_TASK TO CARRY OUT_. Return the entries below in their exact form, leaving the pictures out.

_Pages as source code_.
>>>>

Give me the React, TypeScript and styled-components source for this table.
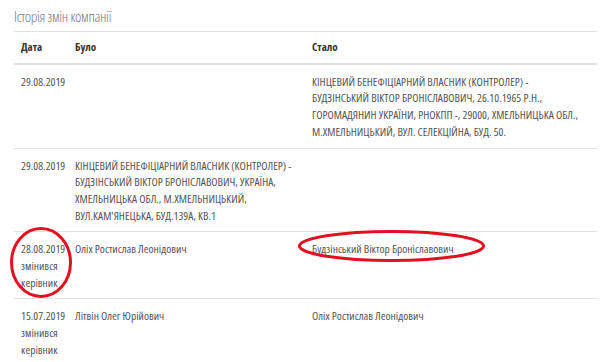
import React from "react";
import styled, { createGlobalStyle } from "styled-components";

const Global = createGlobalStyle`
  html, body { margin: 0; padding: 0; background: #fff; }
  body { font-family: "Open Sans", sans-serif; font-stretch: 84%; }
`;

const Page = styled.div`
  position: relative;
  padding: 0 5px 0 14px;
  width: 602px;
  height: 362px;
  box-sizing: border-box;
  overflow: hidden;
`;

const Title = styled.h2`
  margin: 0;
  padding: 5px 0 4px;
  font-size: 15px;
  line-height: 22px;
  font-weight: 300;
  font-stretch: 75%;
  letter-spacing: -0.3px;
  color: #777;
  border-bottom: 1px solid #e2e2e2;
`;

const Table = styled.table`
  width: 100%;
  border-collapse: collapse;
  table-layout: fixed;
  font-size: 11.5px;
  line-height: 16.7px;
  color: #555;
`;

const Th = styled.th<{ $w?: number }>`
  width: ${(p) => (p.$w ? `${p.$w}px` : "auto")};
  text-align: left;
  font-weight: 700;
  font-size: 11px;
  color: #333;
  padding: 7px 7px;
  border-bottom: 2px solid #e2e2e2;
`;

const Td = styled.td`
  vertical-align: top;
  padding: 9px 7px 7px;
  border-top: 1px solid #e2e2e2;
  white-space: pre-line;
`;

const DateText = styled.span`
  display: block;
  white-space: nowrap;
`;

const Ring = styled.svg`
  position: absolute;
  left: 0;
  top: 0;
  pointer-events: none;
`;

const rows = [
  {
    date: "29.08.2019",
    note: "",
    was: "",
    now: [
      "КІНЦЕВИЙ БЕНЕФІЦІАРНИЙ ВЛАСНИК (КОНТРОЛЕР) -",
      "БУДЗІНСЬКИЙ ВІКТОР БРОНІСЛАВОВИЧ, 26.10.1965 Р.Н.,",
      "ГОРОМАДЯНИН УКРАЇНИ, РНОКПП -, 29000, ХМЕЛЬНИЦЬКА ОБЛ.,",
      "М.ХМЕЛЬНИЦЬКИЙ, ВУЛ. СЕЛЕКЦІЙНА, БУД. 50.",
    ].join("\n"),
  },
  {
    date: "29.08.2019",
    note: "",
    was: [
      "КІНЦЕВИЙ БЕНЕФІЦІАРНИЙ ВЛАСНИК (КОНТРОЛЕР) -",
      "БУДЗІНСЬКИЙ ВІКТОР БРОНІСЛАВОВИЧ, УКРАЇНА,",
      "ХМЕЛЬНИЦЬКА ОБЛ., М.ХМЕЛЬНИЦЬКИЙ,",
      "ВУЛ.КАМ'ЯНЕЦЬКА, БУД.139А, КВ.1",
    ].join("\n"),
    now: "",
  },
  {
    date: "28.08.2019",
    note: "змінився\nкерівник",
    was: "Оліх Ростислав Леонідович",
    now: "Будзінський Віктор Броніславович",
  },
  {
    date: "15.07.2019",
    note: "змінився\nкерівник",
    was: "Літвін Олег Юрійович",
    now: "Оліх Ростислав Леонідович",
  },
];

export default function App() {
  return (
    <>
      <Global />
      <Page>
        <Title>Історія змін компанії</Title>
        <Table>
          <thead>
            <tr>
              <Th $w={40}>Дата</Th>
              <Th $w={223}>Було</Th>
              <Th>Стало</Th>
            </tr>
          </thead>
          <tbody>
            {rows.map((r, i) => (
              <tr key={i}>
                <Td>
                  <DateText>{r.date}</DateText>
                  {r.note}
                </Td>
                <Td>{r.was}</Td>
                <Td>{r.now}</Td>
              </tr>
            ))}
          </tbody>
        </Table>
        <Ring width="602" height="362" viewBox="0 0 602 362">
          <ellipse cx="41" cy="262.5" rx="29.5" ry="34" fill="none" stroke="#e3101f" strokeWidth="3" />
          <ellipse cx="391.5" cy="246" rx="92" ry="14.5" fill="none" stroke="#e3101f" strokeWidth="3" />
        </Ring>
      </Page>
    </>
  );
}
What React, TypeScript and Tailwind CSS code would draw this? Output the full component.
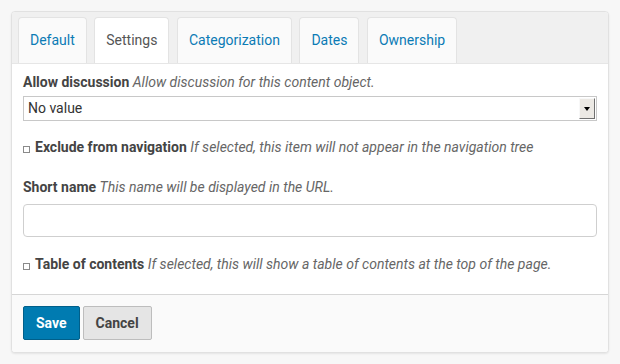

<<<<

_COMPLETED TASK_.
Give me the React, TypeScript and styled-components source for this table.
import React from "react";
import styled, { createGlobalStyle } from "styled-components";

const Global = createGlobalStyle`
  html, body { margin: 0; padding: 0; background: #fff; }
  body { font-family: "Open Sans", sans-serif; font-stretch: 84%; }
`;

const Page = styled.div`
  position: relative;
  padding: 0 5px 0 14px;
  width: 602px;
  height: 362px;
  box-sizing: border-box;
  overflow: hidden;
`;

const Title = styled.h2`
  margin: 0;
  padding: 5px 0 4px;
  font-size: 15px;
  line-height: 22px;
  font-weight: 300;
  font-stretch: 75%;
  letter-spacing: -0.3px;
  color: #777;
  border-bottom: 1px solid #e2e2e2;
`;

const Table = styled.table`
  width: 100%;
  border-collapse: collapse;
  table-layout: fixed;
  font-size: 11.5px;
  line-height: 16.7px;
  color: #555;
`;

const Th = styled.th<{ $w?: number }>`
  width: ${(p) => (p.$w ? `${p.$w}px` : "auto")};
  text-align: left;
  font-weight: 700;
  font-size: 11px;
  color: #333;
  padding: 7px 7px;
  border-bottom: 2px solid #e2e2e2;
`;

const Td = styled.td`
  vertical-align: top;
  padding: 9px 7px 7px;
  border-top: 1px solid #e2e2e2;
  white-space: pre-line;
`;

const DateText = styled.span`
  display: block;
  white-space: nowrap;
`;

const Ring = styled.svg`
  position: absolute;
  left: 0;
  top: 0;
  pointer-events: none;
`;

const rows = [
  {
    date: "29.08.2019",
    note: "",
    was: "",
    now: [
      "КІНЦЕВИЙ БЕНЕФІЦІАРНИЙ ВЛАСНИК (КОНТРОЛЕР) -",
      "БУДЗІНСЬКИЙ ВІКТОР БРОНІСЛАВОВИЧ, 26.10.1965 Р.Н.,",
      "ГОРОМАДЯНИН УКРАЇНИ, РНОКПП -, 29000, ХМЕЛЬНИЦЬКА ОБЛ.,",
      "М.ХМЕЛЬНИЦЬКИЙ, ВУЛ. СЕЛЕКЦІЙНА, БУД. 50.",
    ].join("\n"),
  },
  {
    date: "29.08.2019",
    note: "",
    was: [
      "КІНЦЕВИЙ БЕНЕФІЦІАРНИЙ ВЛАСНИК (КОНТРОЛЕР) -",
      "БУДЗІНСЬКИЙ ВІКТОР БРОНІСЛАВОВИЧ, УКРАЇНА,",
      "ХМЕЛЬНИЦЬКА ОБЛ., М.ХМЕЛЬНИЦЬКИЙ,",
      "ВУЛ.КАМ'ЯНЕЦЬКА, БУД.139А, КВ.1",
    ].join("\n"),
    now: "",
  },
  {
    date: "28.08.2019",
    note: "змінився\nкерівник",
    was: "Оліх Ростислав Леонідович",
    now: "Будзінський Віктор Броніславович",
  },
  {
    date: "15.07.2019",
    note: "змінився\nкерівник",
    was: "Літвін Олег Юрійович",
    now: "Оліх Ростислав Леонідович",
  },
];

export default function App() {
  return (
    <>
      <Global />
      <Page>
        <Title>Історія змін компанії</Title>
        <Table>
          <thead>
            <tr>
              <Th $w={40}>Дата</Th>
              <Th $w={223}>Було</Th>
              <Th>Стало</Th>
            </tr>
          </thead>
          <tbody>
            {rows.map((r, i) => (
              <tr key={i}>
                <Td>
                  <DateText>{r.date}</DateText>
                  {r.note}
                </Td>
                <Td>{r.was}</Td>
                <Td>{r.now}</Td>
              </tr>
            ))}
          </tbody>
        </Table>
        <Ring width="602" height="362" viewBox="0 0 602 362">
          <ellipse cx="41" cy="262.5" rx="29.5" ry="34" fill="none" stroke="#e3101f" strokeWidth="3" />
          <ellipse cx="391.5" cy="246" rx="92" ry="14.5" fill="none" stroke="#e3101f" strokeWidth="3" />
        </Ring>
      </Page>
    </>
  );
}
What React, TypeScript and Tailwind CSS code would draw this? Output the full component.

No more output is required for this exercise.